--- Data excerpt ---
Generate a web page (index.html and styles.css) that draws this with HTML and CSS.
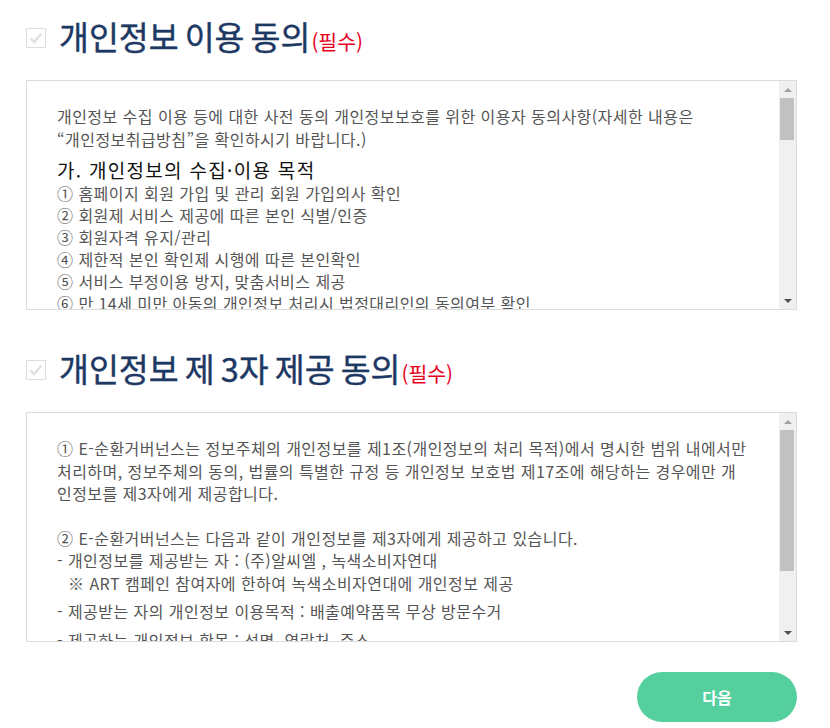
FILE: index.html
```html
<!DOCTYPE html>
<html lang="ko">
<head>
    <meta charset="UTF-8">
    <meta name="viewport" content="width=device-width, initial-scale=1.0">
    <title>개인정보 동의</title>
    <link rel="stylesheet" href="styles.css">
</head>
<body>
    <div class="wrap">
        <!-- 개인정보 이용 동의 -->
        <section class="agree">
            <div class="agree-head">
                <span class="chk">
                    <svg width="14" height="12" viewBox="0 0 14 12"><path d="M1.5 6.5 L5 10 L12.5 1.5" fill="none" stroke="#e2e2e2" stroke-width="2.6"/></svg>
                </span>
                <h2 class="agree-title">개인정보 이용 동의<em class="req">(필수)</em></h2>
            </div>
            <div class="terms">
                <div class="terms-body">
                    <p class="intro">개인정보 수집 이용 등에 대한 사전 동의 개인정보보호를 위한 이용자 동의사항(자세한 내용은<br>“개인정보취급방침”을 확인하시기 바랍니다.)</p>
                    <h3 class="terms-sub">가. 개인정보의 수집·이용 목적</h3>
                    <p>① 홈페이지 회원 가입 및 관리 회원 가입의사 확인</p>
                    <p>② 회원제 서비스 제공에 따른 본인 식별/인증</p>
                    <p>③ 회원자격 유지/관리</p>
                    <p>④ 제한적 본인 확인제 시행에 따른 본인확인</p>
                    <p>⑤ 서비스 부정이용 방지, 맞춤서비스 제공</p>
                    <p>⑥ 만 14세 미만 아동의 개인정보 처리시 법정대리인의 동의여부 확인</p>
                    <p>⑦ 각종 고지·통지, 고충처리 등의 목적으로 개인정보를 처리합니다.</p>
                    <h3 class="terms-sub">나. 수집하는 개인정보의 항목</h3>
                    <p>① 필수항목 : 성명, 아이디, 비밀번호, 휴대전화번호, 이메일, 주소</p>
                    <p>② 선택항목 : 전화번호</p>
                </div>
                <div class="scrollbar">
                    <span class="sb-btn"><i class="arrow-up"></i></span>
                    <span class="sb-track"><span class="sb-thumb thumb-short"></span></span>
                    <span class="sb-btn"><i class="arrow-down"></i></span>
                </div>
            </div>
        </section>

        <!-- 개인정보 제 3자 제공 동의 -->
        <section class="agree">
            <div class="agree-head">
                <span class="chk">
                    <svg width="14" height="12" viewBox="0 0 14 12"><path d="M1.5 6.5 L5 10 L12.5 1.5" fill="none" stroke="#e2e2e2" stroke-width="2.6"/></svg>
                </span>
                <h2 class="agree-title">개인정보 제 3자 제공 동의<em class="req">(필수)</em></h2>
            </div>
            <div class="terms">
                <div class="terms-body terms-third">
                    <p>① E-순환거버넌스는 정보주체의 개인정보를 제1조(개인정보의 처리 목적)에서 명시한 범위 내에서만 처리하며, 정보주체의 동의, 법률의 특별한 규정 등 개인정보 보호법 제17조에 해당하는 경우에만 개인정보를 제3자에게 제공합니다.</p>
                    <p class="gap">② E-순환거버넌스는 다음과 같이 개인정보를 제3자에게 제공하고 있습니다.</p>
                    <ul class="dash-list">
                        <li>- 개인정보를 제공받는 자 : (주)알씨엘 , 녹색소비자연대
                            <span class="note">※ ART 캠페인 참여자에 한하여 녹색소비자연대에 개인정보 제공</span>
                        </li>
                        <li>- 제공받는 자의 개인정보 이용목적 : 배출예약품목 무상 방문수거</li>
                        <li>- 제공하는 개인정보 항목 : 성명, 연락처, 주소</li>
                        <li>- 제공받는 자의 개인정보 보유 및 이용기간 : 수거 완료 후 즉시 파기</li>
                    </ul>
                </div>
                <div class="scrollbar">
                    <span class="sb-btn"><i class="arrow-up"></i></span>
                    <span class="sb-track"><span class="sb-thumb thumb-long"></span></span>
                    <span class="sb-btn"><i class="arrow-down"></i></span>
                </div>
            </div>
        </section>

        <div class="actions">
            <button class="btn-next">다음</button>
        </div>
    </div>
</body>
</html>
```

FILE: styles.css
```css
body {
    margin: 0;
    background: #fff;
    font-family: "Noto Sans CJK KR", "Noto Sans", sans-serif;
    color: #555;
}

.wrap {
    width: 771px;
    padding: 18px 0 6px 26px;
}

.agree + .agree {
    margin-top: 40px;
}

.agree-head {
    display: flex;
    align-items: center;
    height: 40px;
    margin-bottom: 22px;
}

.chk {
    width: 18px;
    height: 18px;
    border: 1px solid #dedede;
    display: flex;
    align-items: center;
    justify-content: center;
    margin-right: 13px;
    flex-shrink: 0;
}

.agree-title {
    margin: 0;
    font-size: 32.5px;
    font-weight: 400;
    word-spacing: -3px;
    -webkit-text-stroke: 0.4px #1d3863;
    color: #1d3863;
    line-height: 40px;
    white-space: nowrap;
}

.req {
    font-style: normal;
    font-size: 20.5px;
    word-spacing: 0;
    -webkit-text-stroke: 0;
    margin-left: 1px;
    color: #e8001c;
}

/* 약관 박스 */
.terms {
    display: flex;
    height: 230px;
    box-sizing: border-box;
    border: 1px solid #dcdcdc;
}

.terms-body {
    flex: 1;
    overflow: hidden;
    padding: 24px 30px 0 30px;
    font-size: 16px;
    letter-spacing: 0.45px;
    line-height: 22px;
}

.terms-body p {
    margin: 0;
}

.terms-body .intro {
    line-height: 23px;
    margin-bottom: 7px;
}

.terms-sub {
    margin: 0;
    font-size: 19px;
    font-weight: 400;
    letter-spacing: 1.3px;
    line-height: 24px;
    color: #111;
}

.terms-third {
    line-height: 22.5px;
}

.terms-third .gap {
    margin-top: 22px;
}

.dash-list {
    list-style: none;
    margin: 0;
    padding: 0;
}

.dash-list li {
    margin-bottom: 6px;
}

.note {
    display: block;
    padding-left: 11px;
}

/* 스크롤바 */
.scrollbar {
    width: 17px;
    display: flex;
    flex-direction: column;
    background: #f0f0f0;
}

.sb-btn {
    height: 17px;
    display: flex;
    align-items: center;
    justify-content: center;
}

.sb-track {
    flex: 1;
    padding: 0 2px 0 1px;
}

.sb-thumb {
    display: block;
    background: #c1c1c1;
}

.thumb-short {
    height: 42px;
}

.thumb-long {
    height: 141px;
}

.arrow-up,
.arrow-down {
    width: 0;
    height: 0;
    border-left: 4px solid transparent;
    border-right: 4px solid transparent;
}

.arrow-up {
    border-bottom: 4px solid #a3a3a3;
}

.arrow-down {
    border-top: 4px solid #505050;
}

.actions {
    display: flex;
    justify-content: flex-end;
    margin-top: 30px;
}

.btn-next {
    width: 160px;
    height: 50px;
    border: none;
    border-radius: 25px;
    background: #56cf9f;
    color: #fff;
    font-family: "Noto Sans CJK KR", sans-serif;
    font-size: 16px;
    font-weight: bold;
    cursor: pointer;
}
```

--- What you need to do ---
Pictures are excluded; copy all other data exactly as shown.

--- Task result ---
Generate a web page (index.html and styles.css) that draws this with HTML and CSS.
FILE: index.html
```html
<!DOCTYPE html>
<html lang="ko">
<head>
    <meta charset="UTF-8">
    <meta name="viewport" content="width=device-width, initial-scale=1.0">
    <title>개인정보 동의</title>
    <link rel="stylesheet" href="styles.css">
</head>
<body>
    <div class="wrap">
        <!-- 개인정보 이용 동의 -->
        <section class="agree">
            <div class="agree-head">
                <span class="chk">
                    <svg width="14" height="12" viewBox="0 0 14 12"><path d="M1.5 6.5 L5 10 L12.5 1.5" fill="none" stroke="#e2e2e2" stroke-width="2.6"/></svg>
                </span>
                <h2 class="agree-title">개인정보 이용 동의<em class="req">(필수)</em></h2>
            </div>
            <div class="terms">
                <div class="terms-body">
                    <p class="intro">개인정보 수집 이용 등에 대한 사전 동의 개인정보보호를 위한 이용자 동의사항(자세한 내용은<br>“개인정보취급방침”을 확인하시기 바랍니다.)</p>
                    <h3 class="terms-sub">가. 개인정보의 수집·이용 목적</h3>
                    <p>① 홈페이지 회원 가입 및 관리 회원 가입의사 확인</p>
                    <p>② 회원제 서비스 제공에 따른 본인 식별/인증</p>
                    <p>③ 회원자격 유지/관리</p>
                    <p>④ 제한적 본인 확인제 시행에 따른 본인확인</p>
                    <p>⑤ 서비스 부정이용 방지, 맞춤서비스 제공</p>
                    <p>⑥ 만 14세 미만 아동의 개인정보 처리시 법정대리인의 동의여부 확인</p>
                    <p>⑦ 각종 고지·통지, 고충처리 등의 목적으로 개인정보를 처리합니다.</p>
                    <h3 class="terms-sub">나. 수집하는 개인정보의 항목</h3>
                    <p>① 필수항목 : 성명, 아이디, 비밀번호, 휴대전화번호, 이메일, 주소</p>
                    <p>② 선택항목 : 전화번호</p>
                </div>
                <div class="scrollbar">
                    <span class="sb-btn"><i class="arrow-up"></i></span>
                    <span class="sb-track"><span class="sb-thumb thumb-short"></span></span>
                    <span class="sb-btn"><i class="arrow-down"></i></span>
                </div>
            </div>
        </section>

        <!-- 개인정보 제 3자 제공 동의 -->
        <section class="agree">
            <div class="agree-head">
                <span class="chk">
                    <svg width="14" height="12" viewBox="0 0 14 12"><path d="M1.5 6.5 L5 10 L12.5 1.5" fill="none" stroke="#e2e2e2" stroke-width="2.6"/></svg>
                </span>
                <h2 class="agree-title">개인정보 제 3자 제공 동의<em class="req">(필수)</em></h2>
            </div>
            <div class="terms">
                <div class="terms-body terms-third">
                    <p>① E-순환거버넌스는 정보주체의 개인정보를 제1조(개인정보의 처리 목적)에서 명시한 범위 내에서만 처리하며, 정보주체의 동의, 법률의 특별한 규정 등 개인정보 보호법 제17조에 해당하는 경우에만 개인정보를 제3자에게 제공합니다.</p>
                    <p class="gap">② E-순환거버넌스는 다음과 같이 개인정보를 제3자에게 제공하고 있습니다.</p>
                    <ul class="dash-list">
                        <li>- 개인정보를 제공받는 자 : (주)알씨엘 , 녹색소비자연대
                            <span class="note">※ ART 캠페인 참여자에 한하여 녹색소비자연대에 개인정보 제공</span>
                        </li>
                        <li>- 제공받는 자의 개인정보 이용목적 : 배출예약품목 무상 방문수거</li>
                        <li>- 제공하는 개인정보 항목 : 성명, 연락처, 주소</li>
                        <li>- 제공받는 자의 개인정보 보유 및 이용기간 : 수거 완료 후 즉시 파기</li>
                    </ul>
                </div>
                <div class="scrollbar">
                    <span class="sb-btn"><i class="arrow-up"></i></span>
                    <span class="sb-track"><span class="sb-thumb thumb-long"></span></span>
                    <span class="sb-btn"><i class="arrow-down"></i></span>
                </div>
            </div>
        </section>

        <div class="actions">
            <button class="btn-next">다음</button>
        </div>
    </div>
</body>
</html>
```

FILE: styles.css
```css
body {
    margin: 0;
    background: #fff;
    font-family: "Noto Sans CJK KR", "Noto Sans", sans-serif;
    color: #555;
}

.wrap {
    width: 771px;
    padding: 18px 0 6px 26px;
}

.agree + .agree {
    margin-top: 40px;
}

.agree-head {
    display: flex;
    align-items: center;
    height: 40px;
    margin-bottom: 22px;
}

.chk {
    width: 18px;
    height: 18px;
    border: 1px solid #dedede;
    display: flex;
    align-items: center;
    justify-content: center;
    margin-right: 13px;
    flex-shrink: 0;
}

.agree-title {
    margin: 0;
    font-size: 32.5px;
    font-weight: 400;
    word-spacing: -3px;
    -webkit-text-stroke: 0.4px #1d3863;
    color: #1d3863;
    line-height: 40px;
    white-space: nowrap;
}

.req {
    font-style: normal;
    font-size: 20.5px;
    word-spacing: 0;
    -webkit-text-stroke: 0;
    margin-left: 1px;
    color: #e8001c;
}

/* 약관 박스 */
.terms {
    display: flex;
    height: 230px;
    box-sizing: border-box;
    border: 1px solid #dcdcdc;
}

.terms-body {
    flex: 1;
    overflow: hidden;
    padding: 24px 30px 0 30px;
    font-size: 16px;
    letter-spacing: 0.45px;
    line-height: 22px;
}

.terms-body p {
    margin: 0;
}

.terms-body .intro {
    line-height: 23px;
    margin-bottom: 7px;
}

.terms-sub {
    margin: 0;
    font-size: 19px;
    font-weight: 400;
    letter-spacing: 1.3px;
    line-height: 24px;
    color: #111;
}

.terms-third {
    line-height: 22.5px;
}

.terms-third .gap {
    margin-top: 22px;
}

.dash-list {
    list-style: none;
    margin: 0;
    padding: 0;
}

.dash-list li {
    margin-bottom: 6px;
}

.note {
    display: block;
    padding-left: 11px;
}

/* 스크롤바 */
.scrollbar {
    width: 17px;
    display: flex;
    flex-direction: column;
    background: #f0f0f0;
}

.sb-btn {
    height: 17px;
    display: flex;
    align-items: center;
    justify-content: center;
}

.sb-track {
    flex: 1;
    padding: 0 2px 0 1px;
}

.sb-thumb {
    display: block;
    background: #c1c1c1;
}

.thumb-short {
    height: 42px;
}

.thumb-long {
    height: 141px;
}

.arrow-up,
.arrow-down {
    width: 0;
    height: 0;
    border-left: 4px solid transparent;
    border-right: 4px solid transparent;
}

.arrow-up {
    border-bottom: 4px solid #a3a3a3;
}

.arrow-down {
    border-top: 4px solid #505050;
}

.actions {
    display: flex;
    justify-content: flex-end;
    margin-top: 30px;
}

.btn-next {
    width: 160px;
    height: 50px;
    border: none;
    border-radius: 25px;
    background: #56cf9f;
    color: #fff;
    font-family: "Noto Sans CJK KR", sans-serif;
    font-size: 16px;
    font-weight: bold;
    cursor: pointer;
}
```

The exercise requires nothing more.